Facebook et Instagram en première ligne, YouTube aux abonnés absents

Toujours selon les données de l’ACE, en Belgique, Meta a concentré l’essentiel des contestations. Plus de 95% des litiges éligibles ont concerné Facebook (51%) et Instagram (44%). TikTok n’a représenté que 3% des dossiers, et YouTube 2%.

Ce déséquilibre s’explique entre autres par la pénétration importante des plateformes de Meta dans le pays et par le fait que Meta ait mis en place un numéro de référence unique, permettant aux utilisateurs de transmettre plus facilement leurs dossiers à l’ACE.

Il faut dire que les comportements des plateformes divergent nettement.

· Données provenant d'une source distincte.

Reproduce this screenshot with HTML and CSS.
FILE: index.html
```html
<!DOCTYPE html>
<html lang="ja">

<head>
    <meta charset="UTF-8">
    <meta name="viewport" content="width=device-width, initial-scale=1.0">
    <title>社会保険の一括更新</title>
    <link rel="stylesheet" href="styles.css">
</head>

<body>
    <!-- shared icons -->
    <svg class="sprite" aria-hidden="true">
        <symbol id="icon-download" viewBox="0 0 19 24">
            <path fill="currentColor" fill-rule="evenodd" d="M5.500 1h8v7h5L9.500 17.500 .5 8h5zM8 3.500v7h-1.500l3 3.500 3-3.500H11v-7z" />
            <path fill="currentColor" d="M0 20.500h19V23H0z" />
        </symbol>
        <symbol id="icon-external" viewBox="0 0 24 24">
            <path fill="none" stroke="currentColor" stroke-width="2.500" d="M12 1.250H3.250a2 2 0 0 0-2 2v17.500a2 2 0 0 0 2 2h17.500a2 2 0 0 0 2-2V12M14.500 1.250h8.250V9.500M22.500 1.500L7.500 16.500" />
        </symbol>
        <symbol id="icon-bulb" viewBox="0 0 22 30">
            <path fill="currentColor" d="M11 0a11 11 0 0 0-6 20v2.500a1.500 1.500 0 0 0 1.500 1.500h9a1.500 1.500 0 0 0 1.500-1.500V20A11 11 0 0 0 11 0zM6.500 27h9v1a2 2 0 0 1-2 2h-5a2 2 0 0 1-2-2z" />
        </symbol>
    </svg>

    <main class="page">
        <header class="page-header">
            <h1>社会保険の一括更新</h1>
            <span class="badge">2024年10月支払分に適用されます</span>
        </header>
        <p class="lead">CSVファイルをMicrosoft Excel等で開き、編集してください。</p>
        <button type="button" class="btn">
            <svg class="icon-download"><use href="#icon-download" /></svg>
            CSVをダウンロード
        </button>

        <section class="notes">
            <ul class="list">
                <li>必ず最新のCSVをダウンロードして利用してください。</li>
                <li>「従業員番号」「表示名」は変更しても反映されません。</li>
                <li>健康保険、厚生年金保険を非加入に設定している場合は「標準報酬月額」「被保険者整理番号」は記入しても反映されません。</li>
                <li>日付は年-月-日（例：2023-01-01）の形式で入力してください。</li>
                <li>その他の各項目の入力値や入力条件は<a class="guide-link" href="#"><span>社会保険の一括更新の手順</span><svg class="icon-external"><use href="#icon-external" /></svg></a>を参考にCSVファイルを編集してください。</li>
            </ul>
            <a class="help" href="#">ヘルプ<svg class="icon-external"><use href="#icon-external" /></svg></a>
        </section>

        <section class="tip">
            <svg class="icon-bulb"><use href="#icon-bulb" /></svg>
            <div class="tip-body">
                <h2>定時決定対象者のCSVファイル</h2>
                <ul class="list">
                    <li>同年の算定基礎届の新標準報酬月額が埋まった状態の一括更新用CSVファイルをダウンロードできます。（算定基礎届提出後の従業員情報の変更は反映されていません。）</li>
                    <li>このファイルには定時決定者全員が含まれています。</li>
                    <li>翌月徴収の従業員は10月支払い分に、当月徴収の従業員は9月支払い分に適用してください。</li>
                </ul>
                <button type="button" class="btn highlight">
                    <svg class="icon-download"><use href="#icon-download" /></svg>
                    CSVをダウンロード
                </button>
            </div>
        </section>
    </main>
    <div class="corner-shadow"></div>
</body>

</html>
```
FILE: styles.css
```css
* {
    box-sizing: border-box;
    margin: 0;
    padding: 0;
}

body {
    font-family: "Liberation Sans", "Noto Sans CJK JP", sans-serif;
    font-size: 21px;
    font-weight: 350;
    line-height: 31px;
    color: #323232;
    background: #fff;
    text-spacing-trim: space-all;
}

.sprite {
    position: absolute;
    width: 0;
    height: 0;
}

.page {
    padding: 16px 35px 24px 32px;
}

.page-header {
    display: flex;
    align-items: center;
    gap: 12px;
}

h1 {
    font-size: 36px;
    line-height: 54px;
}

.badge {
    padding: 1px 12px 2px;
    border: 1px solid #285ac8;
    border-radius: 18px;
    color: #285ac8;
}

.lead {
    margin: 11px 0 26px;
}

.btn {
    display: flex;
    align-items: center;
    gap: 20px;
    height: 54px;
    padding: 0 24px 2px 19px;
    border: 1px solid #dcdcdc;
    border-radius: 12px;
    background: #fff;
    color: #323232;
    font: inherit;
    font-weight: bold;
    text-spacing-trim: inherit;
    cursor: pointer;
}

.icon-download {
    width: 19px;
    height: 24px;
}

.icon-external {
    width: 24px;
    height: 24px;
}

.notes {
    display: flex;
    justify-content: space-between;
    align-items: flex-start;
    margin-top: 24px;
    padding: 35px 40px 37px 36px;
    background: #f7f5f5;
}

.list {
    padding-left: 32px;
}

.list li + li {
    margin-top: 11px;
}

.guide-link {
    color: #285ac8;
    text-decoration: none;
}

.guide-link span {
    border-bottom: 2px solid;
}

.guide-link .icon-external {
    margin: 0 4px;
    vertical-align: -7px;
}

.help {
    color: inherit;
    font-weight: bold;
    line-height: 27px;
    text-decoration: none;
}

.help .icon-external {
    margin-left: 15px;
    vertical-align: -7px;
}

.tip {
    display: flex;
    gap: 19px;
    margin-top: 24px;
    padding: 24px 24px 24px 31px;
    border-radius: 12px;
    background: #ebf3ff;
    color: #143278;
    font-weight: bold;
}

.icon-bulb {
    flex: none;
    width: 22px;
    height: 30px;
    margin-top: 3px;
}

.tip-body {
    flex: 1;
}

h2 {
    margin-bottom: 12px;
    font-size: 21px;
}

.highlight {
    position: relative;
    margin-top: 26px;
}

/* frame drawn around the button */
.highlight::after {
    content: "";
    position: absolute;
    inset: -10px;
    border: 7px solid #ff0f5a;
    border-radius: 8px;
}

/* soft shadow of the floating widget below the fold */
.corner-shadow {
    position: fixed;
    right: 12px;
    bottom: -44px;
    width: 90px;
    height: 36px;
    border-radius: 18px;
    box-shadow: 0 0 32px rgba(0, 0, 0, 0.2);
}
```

Meta coopèrerait partiellement. Sur Facebook, près de la moitié des décisions favorables aux Belges ont été des “décisions par défaut”, mais l’entreprise a fourni régulièrement les contenus demandés, permettant un véritable examen au fond. Sur Instagram, la coopération serait plus erratique : dans la plupart des dossiers, Meta n’ayant pas retrouvé ou transmis les contenus concernés.

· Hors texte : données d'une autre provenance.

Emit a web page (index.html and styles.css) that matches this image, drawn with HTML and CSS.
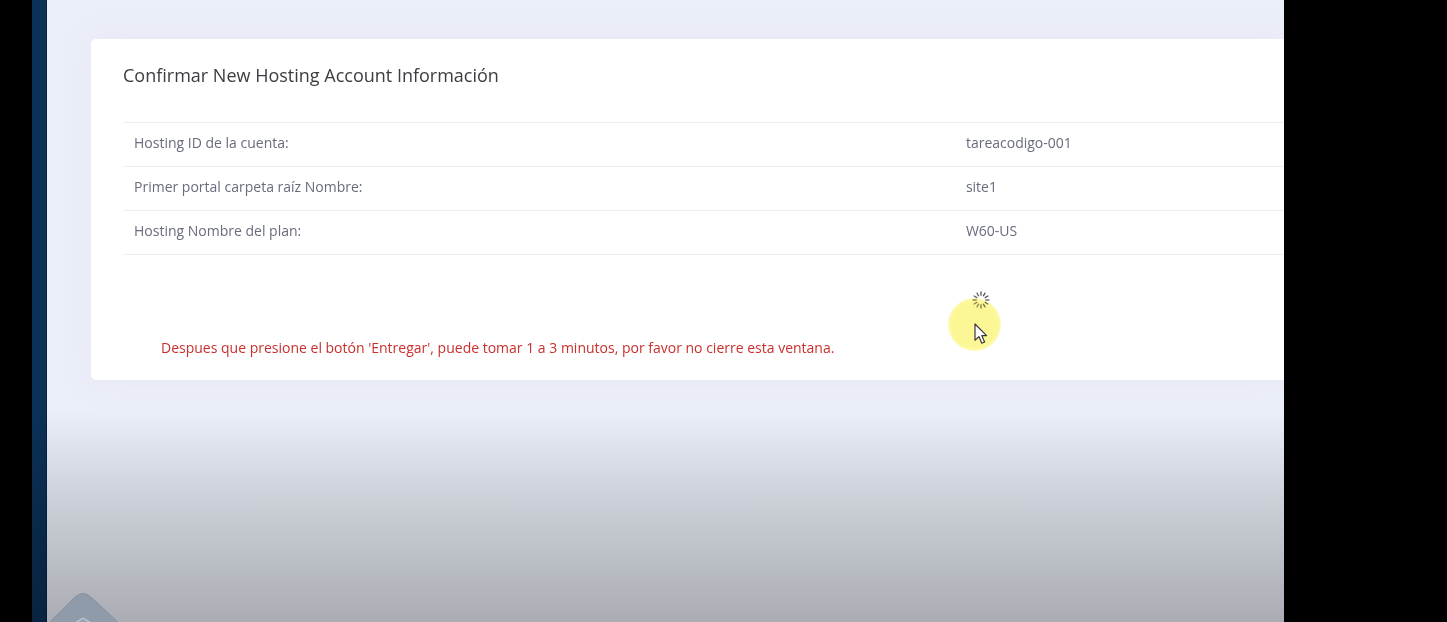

TikTok, de son côté, peine visiblement à s’adapter. L’absence de numéro de référence et la localisation manuelle des contenus ralentissent considérablement les procédures.

Mais c’est YouTube qui se distingue le plus négativement selon l’ACE : sur l’ensemble des 343 litiges éligibles reçus en Europe, la plateforme n’a transmis aucun contenu original à l’ACE, forçant l’organisme à statuer sur la base des liens envoyés par les utilisateurs ou à rendre des décisions par défaut.

En Belgique, ce blocage se traduit par une absence quasi totale de décisions au fond : seuls trois dossiers concernant YouTube ont été enregistrés sur la période.

3.300 dossiers éligibles en Europe

Au total, entre novembre 2024 et août 2025, l’Appeals Centre Europe a reçu près de 10.000 litiges provenant de l’ensemble des États membres. Plus de 3.300 dossiers sont entrés dans son périmètre d’action, et 77% des décisions rendues ont renversé la décision initiale des plateformes — souvent par défaut, parfois après examen approfondi.

Un outil encore méconnu

Pour l’heure, l’ACE reste encore largement méconnu du grand public : seulement un tiers des utilisateurs européens ayant introduit un recours en ont entendu parler via leur plateforme. Le reste l’a découvert par hasard, par bouche-à-oreille ou via des associations. Les plateformes, elles, ont l’obligation d’informer clairement leurs utilisateurs de cette possibilité, mais peu respectent cette exigence.

À terme, ce mécanisme a pour ambition de devenir un véritable “médiateur européen” des réseaux sociaux, offrant aux citoyens une alternative rapide et gratuite à la justice pour contester des décisions parfois arbitraires.